While it’s official the day of the King, Maaike doesn’t really stand still by it. ‘It’s just a fun event for everyone, but the orange does make you think about the King. Also, the Dutch flag with orange pennant is everywhere.’ She continues that all Dutch people try to wear something orange, but the foreigners don’t. Therefore you can pick them out easily.

This year she doesn’t know yet if she will be able to celebrate it. ‘I was discussing with my schoolfriends to go to Breda this year, despite my school day,  but it isn’t sure yet. Otherwise, we will celebrate in Belgium, because you do want to party. So we might go drink something together, because it is something that always needs to be celebrated.’

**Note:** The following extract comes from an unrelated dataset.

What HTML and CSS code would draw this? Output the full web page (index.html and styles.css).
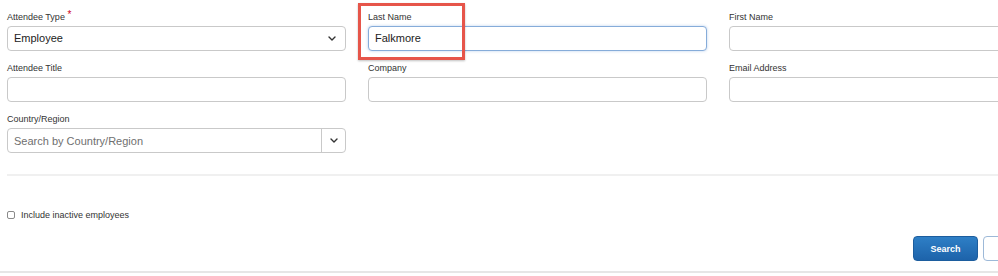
FILE: index.html
```html
<!DOCTYPE html>
<html lang="en">
<head>
<meta charset="utf-8">
<title>Attendee Search</title>
<link rel="stylesheet" href="styles.css">
</head>
<body>
<div class="page">
  <form class="form">
    <div class="grid">
      <div class="field">
        <label class="label">Attendee Type <span class="req">*</span></label>
        <div class="control select">
          <span class="value">Employee</span>
          <svg class="chev" width="8" height="5" viewBox="0 0 8 5"><path d="M1 1l3 3 3-3" fill="none" stroke="#333" stroke-width="1.4" stroke-linecap="round" stroke-linejoin="round"/></svg>
        </div>
      </div>
      <div class="field">
        <label class="label">Last Name</label>
        <div class="control focus"><span class="value">Falkmore</span></div>
        <div class="annot"></div>
      </div>
      <div class="field">
        <label class="label">First Name</label>
        <div class="control"></div>
      </div>
      <div class="field">
        <label class="label">Attendee Title</label>
        <div class="control"></div>
      </div>
      <div class="field">
        <label class="label">Company</label>
        <div class="control"></div>
      </div>
      <div class="field">
        <label class="label">Email Address</label>
        <div class="control"></div>
      </div>
      <div class="field">
        <label class="label">Country/Region</label>
        <div class="control combo">
          <span class="value placeholder">Search by Country/Region</span>
          <span class="combo-btn">
            <svg width="8" height="5" viewBox="0 0 8 5"><path d="M1 1l3 3 3-3" fill="none" stroke="#333" stroke-width="1.4" stroke-linecap="round" stroke-linejoin="round"/></svg>
          </span>
        </div>
      </div>
    </div>
    <div class="sep"></div>
    <label class="check"><span class="box"></span><span>Include inactive employees</span></label>
    <div class="actions">
      <button type="button" class="btn primary">Search</button>
      <button type="button" class="btn secondary" aria-label="Clear"></button>
    </div>
  </form>
  <div class="bottom-line"></div>
</div>
</body>
</html>
```
FILE: styles.css
```css
html, body {
  margin: 0;
  padding: 0;
  background: #fff;
  overflow: hidden;
}
body {
  font-family: "Liberation Sans", Arial, sans-serif;
  color: #333;
  width: 998px;
  height: 276px;
}
.page {
  width: 1068px;
}
.form {
  padding: 11px 0 0 7px;
}
.grid {
  display: grid;
  grid-template-columns: 339px 339px 339px;
  column-gap: 22px;
  row-gap: 11px;
}
.field {
  position: relative;
  display: flex;
  flex-direction: column;
  gap: 3px;
}
.label {
  font-size: 9px;
  line-height: 12px;
  color: #333;
  height: 12px;
}
.req {
  color: #d0021b;
  font-size: 10px;
  position: relative;
  top: -2px;
}
.control {
  box-sizing: border-box;
  height: 25px;
  border: 1px solid #c9c9c9;
  border-radius: 4px;
  background: #fff;
  display: flex;
  align-items: center;
  padding: 0 0 1px 6px;
}
.value {
  font-size: 11px;
  color: #222;
}
.placeholder {
  color: #6f6f6f;
}
.select {
  justify-content: space-between;
  padding-right: 9px;
}
.focus {
  border-color: #86acd9;
  box-shadow: 0 0 3px rgba(102, 150, 215, 0.45);
}
.combo {
  justify-content: space-between;
  padding-right: 0;
  padding-bottom: 0;
}
.combo-btn {
  width: 23px;
  height: 100%;
  border-left: 1px solid #c9c9c9;
  display: flex;
  align-items: center;
  justify-content: center;
}
.annot {
  position: absolute;
  left: -10px;
  top: -8px;
  width: 107px;
  height: 57px;
  box-sizing: border-box;
  border: 3px solid #e6554a;
  box-shadow: 0 1px 2px rgba(0, 0, 0, 0.25);
  pointer-events: none;
}
.sep {
  height: 2px;
  background: #f0f0f0;
  margin-top: 21px;
}
.check {
  display: flex;
  align-items: center;
  gap: 6px;
  margin-top: 33px;
  font-size: 9px;
  line-height: 12px;
  color: #333;
}
.box {
  width: 8px;
  height: 8px;
  border: 1px solid #8a8a8a;
  border-radius: 2px;
  box-sizing: border-box;
  background: #fff;
}
.actions {
  display: flex;
  justify-content: flex-end;
  gap: 5px;
  margin-top: 15px;
}
.btn {
  box-sizing: border-box;
  height: 25px;
  border-radius: 4px;
  font-family: "Liberation Sans", Arial, sans-serif;
  font-size: 9px;
  font-weight: bold;
  padding: 0;
}
.primary {
  width: 65px;
  color: #fff;
  border: 1px solid #1c5d9e;
  background: linear-gradient(#2e7fc6, #1d63aa);
}
.secondary {
  width: 85px;
  color: #1d63aa;
  border: 1px solid #9db9d8;
  background: #fff;
}
.bottom-line {
  margin-top: 10px;
  height: 2px;
  background: #e6e6e6;
}
```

Festivities in the country

During King’s Night and Day, you can find festivities in every village. It already starts at King’s Night, the night before, in a lot of pubs and even festivals. On the evening before King’s Day, the royal honours be awarded by the King. The last Friday before King’s Day every school organises a sport event for the children, ‘The King’s Games’. The royal couple, King Willem-Alexander and Queen Máxima visit each year a different school.

It doesn’t matter what kind of clothing you are wearing, it just has to be orange © Lotte van den Hout
People enjoy the atmosphere and the sun on King’s Day © Lotte van den Hout

If you want to make sure that you can party, there are enough tickets for festivals throughout the Netherlands. The most famous are Kingsland, ‘the Guilty Pleasure Orange Party’ and Kingsdance. To experience it yourself, you can visit cities close to the Belgian border, such as Breda, Tilburg, Eindhoven, or Maastricht. In Breda, you can find ‘538 Koningsdag’ to party, and in Eindhoven, they have the King-S festival. But in the city centre there is enough to celebrate, with the tip from our Dutchies, don’t forget your orange outfit.